* begin *
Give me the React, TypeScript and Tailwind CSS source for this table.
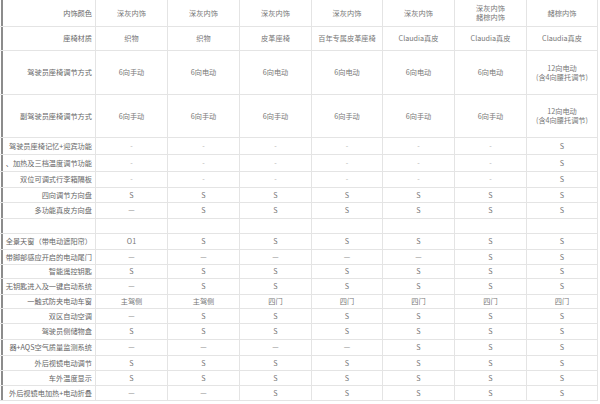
const cols = ["w-[96px]", "w-[72px]", "w-[72px]", "w-[72px]", "w-[71px]", "w-[72px]", "w-[72px]", "w-[71px]"];

type Row = { h: string; label: string; cells: string[] };

const lumbar = "12向电动\n(含4向腰托调节)";

const rows: Row[] = [
  { h: "h-[27px]", label: "内饰颜色", cells: ["深灰内饰", "深灰内饰", "深灰内饰", "深灰内饰", "深灰内饰", "深灰内饰\n赭棕内饰", "赭棕内饰"] },
  { h: "h-[24px]", label: "座椅材质", cells: ["织物", "织物", "皮革座椅", "百年专属皮革座椅", "Claudia真皮", "Claudia真皮", "Claudia真皮"] },
  { h: "h-[44px]", label: "驾驶员座椅调节方式", cells: ["6向手动", "6向电动", "6向电动", "6向电动", "6向电动", "6向电动", lumbar] },
  { h: "h-[43px]", label: "副驾驶员座椅调节方式", cells: ["6向手动", "6向手动", "6向手动", "6向手动", "6向手动", "6向手动", lumbar] },
  { h: "h-[17px]", label: "驾驶员座椅记忆+迎宾功能", cells: ["-", "-", "-", "-", "-", "-", "S"] },
  { h: "h-[17px]", label: "、加热及三档温度调节功能", cells: ["-", "-", "-", "-", "-", "-", "S"] },
  { h: "h-[16px]", label: "双位可调式行李箱隔板", cells: ["-", "-", "-", "-", "-", "-", "S"] },
  { h: "h-[15px]", label: "四向调节方向盘", cells: ["S", "S", "S", "S", "S", "S", "S"] },
  { h: "h-[16px]", label: "多功能真皮方向盘", cells: ["—", "S", "S", "S", "S", "S", "S"] },
  { h: "h-[15px]", label: "", cells: ["", "", "", "", "", "", ""] },
  { h: "h-[16px]", label: "全景天窗（带电动遮阳帘）", cells: ["O1", "S", "S", "S", "S", "S", "S"] },
  { h: "h-[15px]", label: "带脚部感应开启的电动尾门", cells: ["—", "—", "—", "—", "—", "S", "S"] },
  { h: "h-[14px]", label: "智能遥控钥匙", cells: ["S", "S", "S", "S", "S", "S", "S"] },
  { h: "h-[16px]", label: "无钥匙进入及一键启动系统", cells: ["—", "S", "S", "S", "S", "S", "S"] },
  { h: "h-[14px]", label: "一触式防夹电动车窗", cells: ["主驾侧", "主驾侧", "四门", "四门", "四门", "四门", "四门"] },
  { h: "h-[15px]", label: "双区自动空调", cells: ["—", "S", "S", "S", "S", "S", "S"] },
  { h: "h-[16px]", label: "驾驶员侧储物盒", cells: ["S", "S", "S", "S", "S", "S", "S"] },
  { h: "h-[16px]", label: "器+AQS空气质量监测系统", cells: ["—", "—", "—", "—", "S", "S", "S"] },
  { h: "h-[15px]", label: "外后视镜电动调节", cells: ["S", "S", "S", "S", "S", "S", "S"] },
  { h: "h-[15px]", label: "车外温度显示", cells: ["S", "S", "S", "S", "S", "S", "S"] },
  { h: "h-[15px]", label: "外后视镜电加热+电动折叠", cells: ["—", "—", "S", "S", "S", "S", "S"] },
];

function Cell({ text, width }: { text: string; width: string }) {
  const lines = text.split("\n");
  return (
    <div
      className={`${width} flex shrink-0 flex-col items-center justify-center border-r border-b border-[#e4e4e4] text-center leading-[9px] ${
        text === "-" ? "text-[#b0b0b0]" : "text-[#777]"
      }`}
    >
      {lines.map((l, i) => (
        <span key={i} className="whitespace-nowrap">
          {l}
        </span>
      ))}
    </div>
  );
}

export default function App() {
  return (
    <div className="h-[404px] w-[600px] overflow-hidden bg-white font-['Noto_Sans_CJK_SC','Noto_Sans',sans-serif] text-[7.2px]">
      <div className="flex flex-col">
        {rows.map((r, i) => (
          <div key={i} className={`flex ${r.h}`}>
            <div className={`${cols[0]} flex shrink-0 border-r border-b border-[#e4e4e4] pl-[1px]`}>
              <div className="flex min-w-0 flex-1 items-center justify-end overflow-hidden border-l-2 border-[#8c8c8c] pr-[3px] text-[#666]">
                <span className="shrink-0 whitespace-nowrap">{r.label}</span>
              </div>
            </div>
            {r.cells.map((c, j) => (
              <Cell key={j} text={c} width={cols[j + 1]} />
            ))}
          </div>
        ))}
      </div>
    </div>
  );
}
* end *
### [Instruction]
Quote the preceding listing precisely and completely, omitting its images.

### [Task solution]
Give me the React, TypeScript and Tailwind CSS source for this table.
const cols = ["w-[96px]", "w-[72px]", "w-[72px]", "w-[72px]", "w-[71px]", "w-[72px]", "w-[72px]", "w-[71px]"];

type Row = { h: string; label: string; cells: string[] };

const lumbar = "12向电动\n(含4向腰托调节)";

const rows: Row[] = [
  { h: "h-[27px]", label: "内饰颜色", cells: ["深灰内饰", "深灰内饰", "深灰内饰", "深灰内饰", "深灰内饰", "深灰内饰\n赭棕内饰", "赭棕内饰"] },
  { h: "h-[24px]", label: "座椅材质", cells: ["织物", "织物", "皮革座椅", "百年专属皮革座椅", "Claudia真皮", "Claudia真皮", "Claudia真皮"] },
  { h: "h-[44px]", label: "驾驶员座椅调节方式", cells: ["6向手动", "6向电动", "6向电动", "6向电动", "6向电动", "6向电动", lumbar] },
  { h: "h-[43px]", label: "副驾驶员座椅调节方式", cells: ["6向手动", "6向手动", "6向手动", "6向手动", "6向手动", "6向手动", lumbar] },
  { h: "h-[17px]", label: "驾驶员座椅记忆+迎宾功能", cells: ["-", "-", "-", "-", "-", "-", "S"] },
  { h: "h-[17px]", label: "、加热及三档温度调节功能", cells: ["-", "-", "-", "-", "-", "-", "S"] },
  { h: "h-[16px]", label: "双位可调式行李箱隔板", cells: ["-", "-", "-", "-", "-", "-", "S"] },
  { h: "h-[15px]", label: "四向调节方向盘", cells: ["S", "S", "S", "S", "S", "S", "S"] },
  { h: "h-[16px]", label: "多功能真皮方向盘", cells: ["—", "S", "S", "S", "S", "S", "S"] },
  { h: "h-[15px]", label: "", cells: ["", "", "", "", "", "", ""] },
  { h: "h-[16px]", label: "全景天窗（带电动遮阳帘）", cells: ["O1", "S", "S", "S", "S", "S", "S"] },
  { h: "h-[15px]", label: "带脚部感应开启的电动尾门", cells: ["—", "—", "—", "—", "—", "S", "S"] },
  { h: "h-[14px]", label: "智能遥控钥匙", cells: ["S", "S", "S", "S", "S", "S", "S"] },
  { h: "h-[16px]", label: "无钥匙进入及一键启动系统", cells: ["—", "S", "S", "S", "S", "S", "S"] },
  { h: "h-[14px]", label: "一触式防夹电动车窗", cells: ["主驾侧", "主驾侧", "四门", "四门", "四门", "四门", "四门"] },
  { h: "h-[15px]", label: "双区自动空调", cells: ["—", "S", "S", "S", "S", "S", "S"] },
  { h: "h-[16px]", label: "驾驶员侧储物盒", cells: ["S", "S", "S", "S", "S", "S", "S"] },
  { h: "h-[16px]", label: "器+AQS空气质量监测系统", cells: ["—", "—", "—", "—", "S", "S", "S"] },
  { h: "h-[15px]", label: "外后视镜电动调节", cells: ["S", "S", "S", "S", "S", "S", "S"] },
  { h: "h-[15px]", label: "车外温度显示", cells: ["S", "S", "S", "S", "S", "S", "S"] },
  { h: "h-[15px]", label: "外后视镜电加热+电动折叠", cells: ["—", "—", "S", "S", "S", "S", "S"] },
];

function Cell({ text, width }: { text: string; width: string }) {
  const lines = text.split("\n");
  return (
    <div
      className={`${width} flex shrink-0 flex-col items-center justify-center border-r border-b border-[#e4e4e4] text-center leading-[9px] ${
        text === "-" ? "text-[#b0b0b0]" : "text-[#777]"
      }`}
    >
      {lines.map((l, i) => (
        <span key={i} className="whitespace-nowrap">
          {l}
        </span>
      ))}
    </div>
  );
}

export default function App() {
  return (
    <div className="h-[404px] w-[600px] overflow-hidden bg-white font-['Noto_Sans_CJK_SC','Noto_Sans',sans-serif] text-[7.2px]">
      <div className="flex flex-col">
        {rows.map((r, i) => (
          <div key={i} className={`flex ${r.h}`}>
            <div className={`${cols[0]} flex shrink-0 border-r border-b border-[#e4e4e4] pl-[1px]`}>
              <div className="flex min-w-0 flex-1 items-center justify-end overflow-hidden border-l-2 border-[#8c8c8c] pr-[3px] text-[#666]">
                <span className="shrink-0 whitespace-nowrap">{r.label}</span>
              </div>
            </div>
            {r.cells.map((c, j) => (
              <Cell key={j} text={c} width={cols[j + 1]} />
            ))}
          </div>
        ))}
      </div>
    </div>
  );
}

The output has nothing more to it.